- WHAT TO PRODUCE
Transcribe the listing that follows in full, omitting pictures.

— START OF DATA LINES —

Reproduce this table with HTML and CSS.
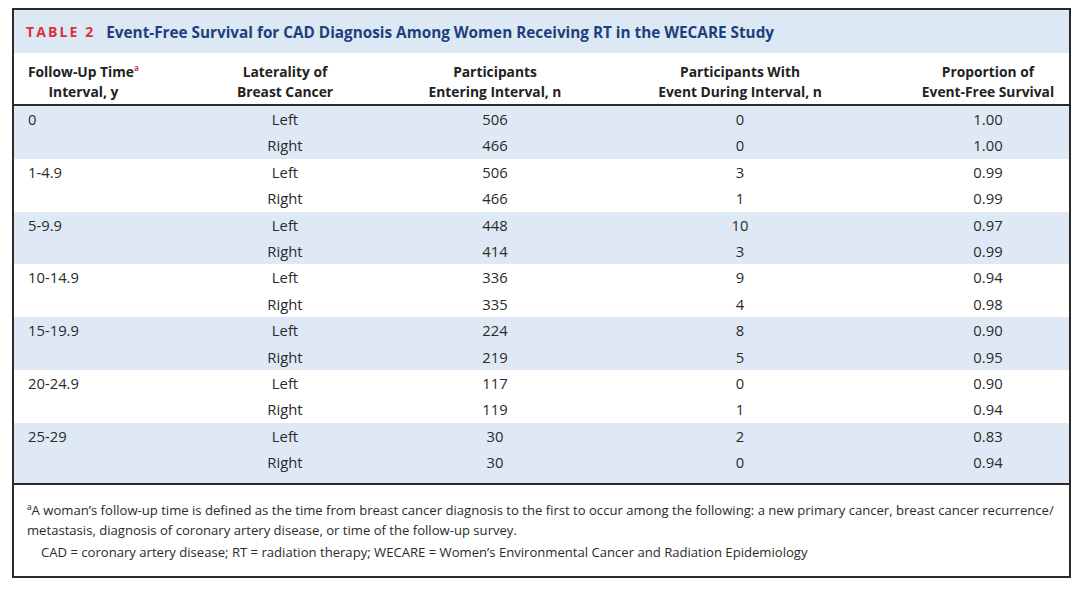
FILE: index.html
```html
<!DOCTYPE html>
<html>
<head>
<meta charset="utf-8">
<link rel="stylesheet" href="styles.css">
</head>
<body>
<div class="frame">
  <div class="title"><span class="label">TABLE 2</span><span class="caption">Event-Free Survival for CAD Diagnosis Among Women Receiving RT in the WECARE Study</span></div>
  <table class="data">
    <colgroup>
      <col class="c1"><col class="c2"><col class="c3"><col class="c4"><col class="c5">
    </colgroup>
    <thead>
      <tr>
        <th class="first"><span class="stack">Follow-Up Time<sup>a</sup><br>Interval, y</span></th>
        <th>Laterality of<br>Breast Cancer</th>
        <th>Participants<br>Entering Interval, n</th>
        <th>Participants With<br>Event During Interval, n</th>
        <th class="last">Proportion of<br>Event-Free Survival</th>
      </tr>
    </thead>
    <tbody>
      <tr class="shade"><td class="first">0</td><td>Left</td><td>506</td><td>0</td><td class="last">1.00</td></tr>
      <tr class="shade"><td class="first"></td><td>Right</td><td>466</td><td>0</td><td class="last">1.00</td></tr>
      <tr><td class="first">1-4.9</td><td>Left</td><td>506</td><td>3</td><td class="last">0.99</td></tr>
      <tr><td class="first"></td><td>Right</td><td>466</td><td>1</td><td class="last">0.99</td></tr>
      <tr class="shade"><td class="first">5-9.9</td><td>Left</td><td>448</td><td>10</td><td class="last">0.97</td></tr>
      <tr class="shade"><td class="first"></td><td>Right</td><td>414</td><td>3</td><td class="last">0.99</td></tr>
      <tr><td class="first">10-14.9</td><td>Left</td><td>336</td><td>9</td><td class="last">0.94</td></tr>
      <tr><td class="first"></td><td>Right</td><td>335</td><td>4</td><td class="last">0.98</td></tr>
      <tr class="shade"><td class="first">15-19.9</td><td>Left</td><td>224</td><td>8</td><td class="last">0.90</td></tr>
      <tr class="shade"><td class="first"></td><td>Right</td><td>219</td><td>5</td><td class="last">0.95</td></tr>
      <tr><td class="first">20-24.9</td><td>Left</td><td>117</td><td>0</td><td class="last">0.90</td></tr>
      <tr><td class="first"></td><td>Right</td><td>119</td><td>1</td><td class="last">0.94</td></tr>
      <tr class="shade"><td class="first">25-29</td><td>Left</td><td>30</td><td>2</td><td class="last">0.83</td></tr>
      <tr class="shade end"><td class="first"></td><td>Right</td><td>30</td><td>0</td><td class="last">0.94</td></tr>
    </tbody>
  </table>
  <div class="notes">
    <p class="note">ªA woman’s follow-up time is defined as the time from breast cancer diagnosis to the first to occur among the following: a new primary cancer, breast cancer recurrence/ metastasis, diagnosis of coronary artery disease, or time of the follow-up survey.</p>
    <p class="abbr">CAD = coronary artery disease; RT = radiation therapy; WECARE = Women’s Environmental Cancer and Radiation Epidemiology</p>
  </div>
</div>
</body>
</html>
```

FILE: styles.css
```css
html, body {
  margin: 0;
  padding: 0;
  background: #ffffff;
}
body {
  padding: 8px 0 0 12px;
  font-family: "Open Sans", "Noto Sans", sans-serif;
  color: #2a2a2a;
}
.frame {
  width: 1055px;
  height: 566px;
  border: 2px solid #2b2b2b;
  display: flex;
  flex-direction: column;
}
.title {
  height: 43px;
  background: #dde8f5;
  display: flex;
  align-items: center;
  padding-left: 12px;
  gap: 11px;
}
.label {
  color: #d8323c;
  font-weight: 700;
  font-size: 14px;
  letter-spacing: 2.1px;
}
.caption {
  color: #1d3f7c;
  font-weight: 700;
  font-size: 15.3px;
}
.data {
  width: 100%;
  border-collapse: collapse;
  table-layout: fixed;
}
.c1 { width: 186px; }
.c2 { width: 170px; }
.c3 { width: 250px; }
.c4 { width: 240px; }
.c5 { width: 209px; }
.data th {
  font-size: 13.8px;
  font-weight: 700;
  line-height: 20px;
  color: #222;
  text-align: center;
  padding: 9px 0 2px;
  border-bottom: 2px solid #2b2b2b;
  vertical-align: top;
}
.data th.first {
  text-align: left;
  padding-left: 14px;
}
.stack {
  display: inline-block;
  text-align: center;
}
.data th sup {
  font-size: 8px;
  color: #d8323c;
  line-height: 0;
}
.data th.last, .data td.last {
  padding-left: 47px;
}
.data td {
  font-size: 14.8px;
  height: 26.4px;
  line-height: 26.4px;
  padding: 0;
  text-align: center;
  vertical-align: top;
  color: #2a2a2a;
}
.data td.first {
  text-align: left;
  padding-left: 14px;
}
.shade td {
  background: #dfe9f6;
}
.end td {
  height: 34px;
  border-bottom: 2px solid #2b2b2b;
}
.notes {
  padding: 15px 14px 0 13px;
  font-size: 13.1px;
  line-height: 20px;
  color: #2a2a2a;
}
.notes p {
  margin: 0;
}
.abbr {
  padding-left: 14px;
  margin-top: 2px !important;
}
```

— END OF DATA LINES —

- EXERCISE RESPONSE
Reproduce this table with HTML and CSS.
FILE: index.html
```html
<!DOCTYPE html>
<html>
<head>
<meta charset="utf-8">
<link rel="stylesheet" href="styles.css">
</head>
<body>
<div class="frame">
  <div class="title"><span class="label">TABLE 2</span><span class="caption">Event-Free Survival for CAD Diagnosis Among Women Receiving RT in the WECARE Study</span></div>
  <table class="data">
    <colgroup>
      <col class="c1"><col class="c2"><col class="c3"><col class="c4"><col class="c5">
    </colgroup>
    <thead>
      <tr>
        <th class="first"><span class="stack">Follow-Up Time<sup>a</sup><br>Interval, y</span></th>
        <th>Laterality of<br>Breast Cancer</th>
        <th>Participants<br>Entering Interval, n</th>
        <th>Participants With<br>Event During Interval, n</th>
        <th class="last">Proportion of<br>Event-Free Survival</th>
      </tr>
    </thead>
    <tbody>
      <tr class="shade"><td class="first">0</td><td>Left</td><td>506</td><td>0</td><td class="last">1.00</td></tr>
      <tr class="shade"><td class="first"></td><td>Right</td><td>466</td><td>0</td><td class="last">1.00</td></tr>
      <tr><td class="first">1-4.9</td><td>Left</td><td>506</td><td>3</td><td class="last">0.99</td></tr>
      <tr><td class="first"></td><td>Right</td><td>466</td><td>1</td><td class="last">0.99</td></tr>
      <tr class="shade"><td class="first">5-9.9</td><td>Left</td><td>448</td><td>10</td><td class="last">0.97</td></tr>
      <tr class="shade"><td class="first"></td><td>Right</td><td>414</td><td>3</td><td class="last">0.99</td></tr>
      <tr><td class="first">10-14.9</td><td>Left</td><td>336</td><td>9</td><td class="last">0.94</td></tr>
      <tr><td class="first"></td><td>Right</td><td>335</td><td>4</td><td class="last">0.98</td></tr>
      <tr class="shade"><td class="first">15-19.9</td><td>Left</td><td>224</td><td>8</td><td class="last">0.90</td></tr>
      <tr class="shade"><td class="first"></td><td>Right</td><td>219</td><td>5</td><td class="last">0.95</td></tr>
      <tr><td class="first">20-24.9</td><td>Left</td><td>117</td><td>0</td><td class="last">0.90</td></tr>
      <tr><td class="first"></td><td>Right</td><td>119</td><td>1</td><td class="last">0.94</td></tr>
      <tr class="shade"><td class="first">25-29</td><td>Left</td><td>30</td><td>2</td><td class="last">0.83</td></tr>
      <tr class="shade end"><td class="first"></td><td>Right</td><td>30</td><td>0</td><td class="last">0.94</td></tr>
    </tbody>
  </table>
  <div class="notes">
    <p class="note">ªA woman’s follow-up time is defined as the time from breast cancer diagnosis to the first to occur among the following: a new primary cancer, breast cancer recurrence/ metastasis, diagnosis of coronary artery disease, or time of the follow-up survey.</p>
    <p class="abbr">CAD = coronary artery disease; RT = radiation therapy; WECARE = Women’s Environmental Cancer and Radiation Epidemiology</p>
  </div>
</div>
</body>
</html>
```

FILE: styles.css
```css
html, body {
  margin: 0;
  padding: 0;
  background: #ffffff;
}
body {
  padding: 8px 0 0 12px;
  font-family: "Open Sans", "Noto Sans", sans-serif;
  color: #2a2a2a;
}
.frame {
  width: 1055px;
  height: 566px;
  border: 2px solid #2b2b2b;
  display: flex;
  flex-direction: column;
}
.title {
  height: 43px;
  background: #dde8f5;
  display: flex;
  align-items: center;
  padding-left: 12px;
  gap: 11px;
}
.label {
  color: #d8323c;
  font-weight: 700;
  font-size: 14px;
  letter-spacing: 2.1px;
}
.caption {
  color: #1d3f7c;
  font-weight: 700;
  font-size: 15.3px;
}
.data {
  width: 100%;
  border-collapse: collapse;
  table-layout: fixed;
}
.c1 { width: 186px; }
.c2 { width: 170px; }
.c3 { width: 250px; }
.c4 { width: 240px; }
.c5 { width: 209px; }
.data th {
  font-size: 13.8px;
  font-weight: 700;
  line-height: 20px;
  color: #222;
  text-align: center;
  padding: 9px 0 2px;
  border-bottom: 2px solid #2b2b2b;
  vertical-align: top;
}
.data th.first {
  text-align: left;
  padding-left: 14px;
}
.stack {
  display: inline-block;
  text-align: center;
}
.data th sup {
  font-size: 8px;
  color: #d8323c;
  line-height: 0;
}
.data th.last, .data td.last {
  padding-left: 47px;
}
.data td {
  font-size: 14.8px;
  height: 26.4px;
  line-height: 26.4px;
  padding: 0;
  text-align: center;
  vertical-align: top;
  color: #2a2a2a;
}
.data td.first {
  text-align: left;
  padding-left: 14px;
}
.shade td {
  background: #dfe9f6;
}
.end td {
  height: 34px;
  border-bottom: 2px solid #2b2b2b;
}
.notes {
  padding: 15px 14px 0 13px;
  font-size: 13.1px;
  line-height: 20px;
  color: #2a2a2a;
}
.notes p {
  margin: 0;
}
.abbr {
  padding-left: 14px;
  margin-top: 2px !important;
}
```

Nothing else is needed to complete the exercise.